改めてになるが、「VITURE One」の本体価格は早割価格56,880円で、「NECKBAND」セットで78,880円、代わりに「MOBILE DOCK」のセットにすると72,880円、全部入りは96,880円となっている。正直なところこの価格が高いか安いかという問いには、Nrealが展開する「Nreal Air」がスペック的に近いデバイスとなっているが、この辺りと比べるとやや割高なのは事実だ。
一方で「NECKBAND」や「MOBILE DOCK」といった専用オプションが豊富な点は無視できない。特に2台の「VITURE One」に同時出力が可能な「MOBILE DOCK」の機能はかなりユニークだし、単体で完結するための「NECKBAND」は製品を使って何をするかの用途提案も考えられており、好印象なソリューション展開といえる。
「NECKBAND」や「MOBILE DOCK」は単体で購入も可能なほか、iPhone用のアダプターや、レンズを入れることでよりクリアな視界で楽しめる「レンズフレーム」が用意されるなど、幅広い層へのアピールが感じられる。
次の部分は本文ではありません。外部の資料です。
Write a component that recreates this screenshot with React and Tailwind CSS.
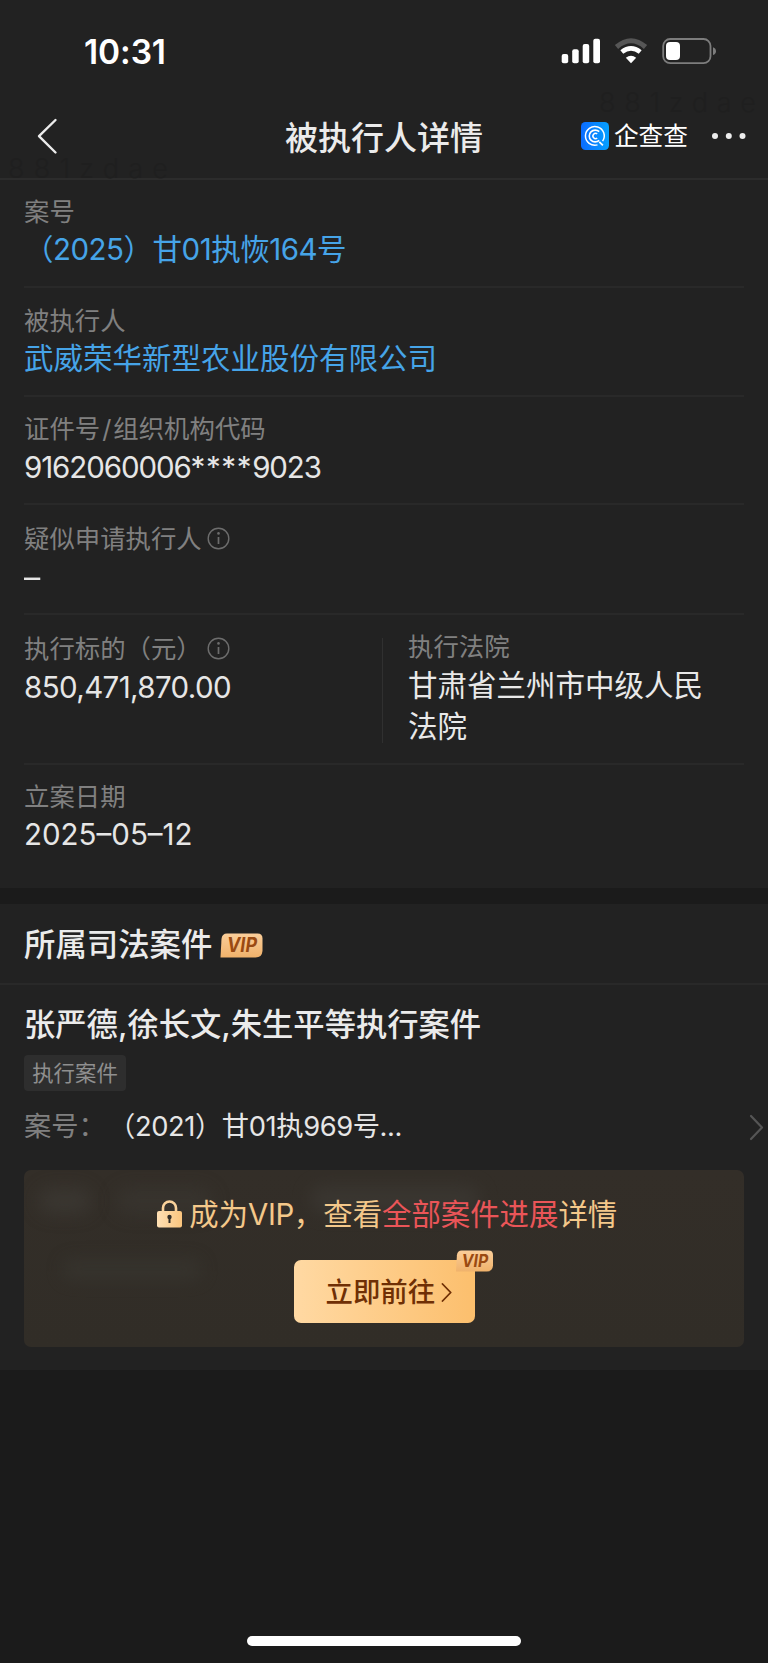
import React from "react";

const InfoIcon = () => (
  <svg className="size-[23px] shrink-0" viewBox="0 0 23 23" fill="none">
    <circle cx="11.5" cy="11.5" r="10.3" stroke="#6d6d6d" strokeWidth="1.4" />
    <path d="M11.5 10v7" stroke="#6d6d6d" strokeWidth="1.7" />
    <circle cx="11.5" cy="6.4" r="1.3" fill="#6d6d6d" />
  </svg>
);

const Label = ({ children, className = "" }) => (
  <div className={`flex h-[35px] items-center text-[25.4px] leading-[35px] whitespace-nowrap text-[#808080] ${className}`}>
    {children}
  </div>
);

const Value = ({ children, className = "text-[#e9e9e9]" }) => (
  <div className={`text-[29.5px] leading-[41px] ${className}`}>{children}</div>
);

const VipBadge = ({ className, id }) => (
  <svg className={className} viewBox="0 0 43 25">
    <defs>
      <linearGradient id={id} x1="0" y1="0" x2="0" y2="1">
        <stop offset="0" stopColor="#fbce9a" />
        <stop offset="1" stopColor="#f0b26b" />
      </linearGradient>
    </defs>
    <path d="M7 .5H37.5Q42.5 .5 42.5 5.5V18Q42 24.5 35.5 24.5H.5L1.5 6Q2 .5 7 .5Z" fill={`url(#${id})`} />
    <text x="22" y="19.2" textAnchor="middle" textLength="30" lengthAdjust="spacingAndGlyphs" fontFamily="Inter, sans-serif" fontWeight="700" fontStyle="italic" fontSize="19.5" fill="#9a4a12">
      VIP
    </text>
  </svg>
);

const StatusBar = () => (
  <div className="flex h-[100px] items-start justify-between pt-[32px] pr-[51px] pl-[84px]">
    <div className="text-[33.5px] leading-[40px] font-semibold tracking-[-0.1px] text-white">10:31</div>
    <svg className="mt-[4px] h-[30px] w-[157px]" viewBox="560 36 157 30" fill="none">
      <g fill="#fff">
        <rect x="561.7" y="54" width="6.5" height="9.2" rx="2" />
        <rect x="572.2" y="49.3" width="6.5" height="13.9" rx="2" />
        <rect x="582.7" y="44" width="6.5" height="19.2" rx="2" />
        <rect x="593.3" y="38.8" width="6.7" height="24.4" rx="2" />
      </g>
      <path d="M616.5 47Q631 34.5 645.5 47" stroke="#565656" strokeWidth="5" />
      <path d="M621.8 52Q631 44.8 640.2 52" stroke="#fff" strokeWidth="4.7" />
      <path d="M625.8 57.8Q631 53.6 636.2 57.8L631 63.2Z" fill="#fff" />
      <rect x="663.2" y="39" width="47.3" height="24.2" rx="7" stroke="#7d7d7d" strokeWidth="1.8" />
      <path d="M713 47.3Q716 48.5 716 51.2Q716 54 713 55Z" fill="#7d7d7d" />
      <rect x="666" y="42" width="14" height="18" rx="4" fill="#fff" />
    </svg>
  </div>
);

const NavBar = () => (
  <div className="grid h-[80px] grid-cols-[1fr_200px_1fr] items-start border-b-2 border-[#2c2c2c]">
    <svg className="mt-[17px] ml-[36px] h-[38px] w-[24px]" viewBox="0 0 24 38" fill="none">
      <path d="M19.5 3 3 19.2 19.5 35.5" stroke="#ececec" strokeWidth="2.4" strokeLinecap="round" strokeLinejoin="round" />
    </svg>
    <div className="mt-[14px] text-center text-[33px] leading-[48px] font-medium whitespace-nowrap text-[#ebebeb]">被执行人详情</div>
    <div className="mt-[22px] flex items-center justify-end pr-[21px]">
      <svg className="size-[28px]" viewBox="0 0 28 28" fill="none">
        <defs>
          <linearGradient id="logo" x1="0" y1="0" x2="1" y2="0">
            <stop offset="0" stopColor="#0b6cff" />
            <stop offset="1" stopColor="#05a0ff" />
          </linearGradient>
        </defs>
        <rect width="28" height="28" rx="4.5" fill="url(#logo)" />
        <g stroke="#fff">
          <path d="M16.5 22.9A9.4 9.4 0 1 1 21.6 19.2" strokeWidth="1.5" />
          <path d="M18.3 19.8 21.9 23.4" strokeWidth="1.7" />
          <path d="M18.2 9.7A5.9 5.9 0 1 0 18.2 18.3" strokeWidth="1.6" />
          <path d="M16.2 11.8A2.7 2.7 0 1 0 16.2 16.2" strokeWidth="1.5" />
        </g>
      </svg>
      <div className="ml-[5px] text-[24.7px] leading-[28px] font-normal whitespace-nowrap text-white">企查查</div>
      <svg className="ml-[23px] h-[8px] w-[36px]" viewBox="0 0 36 8" fill="#ededed">
        <circle cx="4" cy="4" r="3" />
        <circle cx="17.8" cy="4" r="3" />
        <circle cx="31.5" cy="4" r="3" />
      </svg>
    </div>
  </div>
);

export default function App() {
  return (
    <div className="relative flex h-[1663px] w-[768px] flex-col overflow-hidden bg-[#1b1b1b] font-['Inter','Noto_Sans_CJK_SC',sans-serif] font-[380]">
      <div className="bg-[#222222]">
        <StatusBar />
        <NavBar />
      </div>

      <div className="pointer-events-none absolute top-[83px] left-[599px] text-[27px] leading-[40px] font-light tracking-[8.7px] whitespace-nowrap text-[#1f1f1f]">881zdae</div>
      <div className="pointer-events-none absolute top-[149px] left-[8px] text-[27px] leading-[40px] font-light tracking-[9.2px] whitespace-nowrap text-[#1f1f1f]">881zdae</div>

      <section className="h-[708px] bg-[#222222] px-6">
        <div className="h-[108px] border-b-2 border-[#292929] pt-[14px]">
          <Label>案号</Label>
          <Value className="tracking-[-0.5px] text-[#46a4e8]">（2025）甘01执恢164号</Value>
        </div>
        <div className="h-[109px] border-b-2 border-[#292929] pt-[15px]">
          <Label>被执行人</Label>
          <Value className="text-[#46a4e8]">武威荣华新型农业股份有限公司</Value>
        </div>
        <div className="h-[108px] border-b-2 border-[#292929] pt-[14px]">
          <Label>证件号<span className="px-[2px]">/</span>组织机构代码</Label>
          <Value className="pt-[0.5px] tracking-[-1.1px] text-[#e6e6e6]">9162060006<span className="tracking-[0.6px]">****</span>9023</Value>
        </div>
        <div className="h-[110px] border-b-2 border-[#292929] pt-[16px]">
          <Label className="gap-[5px]">疑似申请执行人<InfoIcon /></Label>
          <Value className="pt-[1px] text-[#e6e6e6]"><span className="inline-block origin-left scale-x-110">–</span></Value>
        </div>
        <div className="flex h-[150px] border-b-2 border-[#292929]">
          <div className="w-[358px] pt-[16px]">
            <Label className="gap-[5px]">执行标的（元）<InfoIcon /></Label>
            <Value className="pt-[1px] tracking-[-0.6px] text-[#e6e6e6]">850,471,870.00</Value>
          </div>
          <div className="mt-[23px] h-[105px] w-px bg-[#303030]" />
          <div className="w-[330px] pt-[14px] pl-[25px]">
            <Label>执行法院</Label>
            <Value className="pt-[1px] text-[#e9e9e9]">甘肃省兰州市中级人民法院</Value>
          </div>
        </div>
        <div className="pt-[14px]">
          <Label>立案日期</Label>
          <Value className="text-[#e6e6e6]">2025–05–12</Value>
        </div>
      </section>

      <section className="mt-4 h-[466px] bg-[#222222]">
        <div className="flex h-[81px] items-center border-b-2 border-[#292929] px-6">
          <h2 className="mt-[2px] text-[31.4px] leading-[48px] font-medium text-[#ebebeb]">所属司法案件</h2>
          <VipBadge id="vipA" className="mt-[3px] ml-[8px] h-[25px] w-[43px]" />
        </div>
        <div className="px-6 pt-[17px]">
          <h3 className="text-[31.3px] leading-[46px] font-medium text-[#ebebeb]">张严德,徐长文,朱生平等执行案件</h3>
          <div className="mt-[7px] flex h-[36px] w-[102px] items-center justify-center rounded-[4px] bg-[#2e2e2e] text-[21.4px] leading-[36px] text-[#8f8f8f]">执行案件</div>
          <div className="mt-[16px] mr-[-21px] flex h-[40px] items-center justify-between text-[27.3px] leading-[40px] whitespace-nowrap">
            <div className="flex">
              <span className="w-[84px] text-[#808080]">案号：</span>
              <span className="tracking-[-0.4px] text-[#e6e6e6]">（2021）甘01执969号...</span>
            </div>
            <svg className="h-[28px] w-[16px]" viewBox="0 0 16 28" fill="none">
              <path d="M2 3 13 14.5 2 26" stroke="#555" strokeWidth="2.2" strokeLinecap="round" strokeLinejoin="round" />
            </svg>
          </div>
          <div className="relative mt-[23px] flex h-[177px] flex-col items-center overflow-hidden rounded-[7px] bg-[linear-gradient(180deg,#332e28,#312d27)]">
            <div className="absolute top-[18px] left-[14px] h-[26px] w-[54px] rounded-full bg-[#403d38] opacity-60 blur-[9px]" />
            <div className="absolute top-[18px] left-[92px] h-[26px] w-[96px] rounded-full bg-[#3d3a35] opacity-50 blur-[9px]" />
            <div className="absolute top-[16px] left-[286px] h-[26px] w-[170px] rounded-full bg-[#3f3c37] opacity-60 blur-[9px]" />
            <div className="absolute top-[88px] left-[38px] h-[22px] w-[140px] rounded-full bg-[#393731] opacity-60 blur-[8px]" />
            <div className="relative mt-[24px] flex h-[42px] items-center pl-[6px] text-[29.4px] leading-[42px] whitespace-nowrap text-[#f4c88a]">
              <svg className="mr-[7.5px] h-[28px] w-[25px] -translate-y-[1px]" viewBox="0 0 25 28" fill="none">
                <defs>
                  <linearGradient id="lock" x1="0" y1="0" x2="1" y2="0">
                    <stop offset="0" stopColor="#ffe0b4" />
                    <stop offset="1" stopColor="#fbc57e" />
                  </linearGradient>
                </defs>
                <path d="M6 12V8A6.5 6.5 0 0 1 19 8V12" stroke="#fad29b" strokeWidth="2.6" />
                <rect x="0" y="11" width="25" height="16.5" rx="2" fill="url(#lock)" />
                <path d="M12.5 17v6" stroke="#332e28" strokeWidth="2" />
                <circle cx="12.5" cy="17" r="2.2" fill="#332e28" />
              </svg>
              <span>成为<span className="tracking-[-0.4px]">VIP</span>，查看</span>
              <span className="text-[#ea5558]">全部案件进展</span>
              <span>详情</span>
            </div>
            <div className="relative mt-[24px] flex h-[63px] w-[181px] items-center rounded-[7px] bg-[linear-gradient(90deg,#ffd9a3,#fcbf6d)] pl-[32px] text-[27.4px] leading-[40px] font-medium whitespace-nowrap text-[#6f2f05]">
              立即前往
              <svg className="ml-[6px] h-[20px] w-[12px]" viewBox="0 0 12 20" fill="none">
                <path d="M1.5 2 9.7 10.5 1.5 19" stroke="#6f2f05" strokeWidth="1.8" strokeLinecap="round" strokeLinejoin="round" />
              </svg>
              <VipBadge id="vipB" className="absolute top-[-10px] left-[161px] h-[22px] w-[39px]" />
            </div>
          </div>
        </div>
      </section>

      <div className="mt-auto mb-[17px] ml-[247px] h-[10px] w-[274px] rounded-full bg-white" />
    </div>
  );
}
普通のメガネやサングラスと同じくらいの見た目と軽さのこうしたディスプレイデバイスが今後増えてきて、洗練されてくれば、その先に待つのはVRやAR/XRの進化系の誕生だ。そんな未来への第1歩という意味で「VITURE One」は興味深いアイテムの1つと言えるだろう。
未来に備えて、今の内から「VITURE One」のようなアイテムを普段から常用して、ゲームや映像を屋外や電車内などで楽しむのは悪くない選択肢の1つだといえる。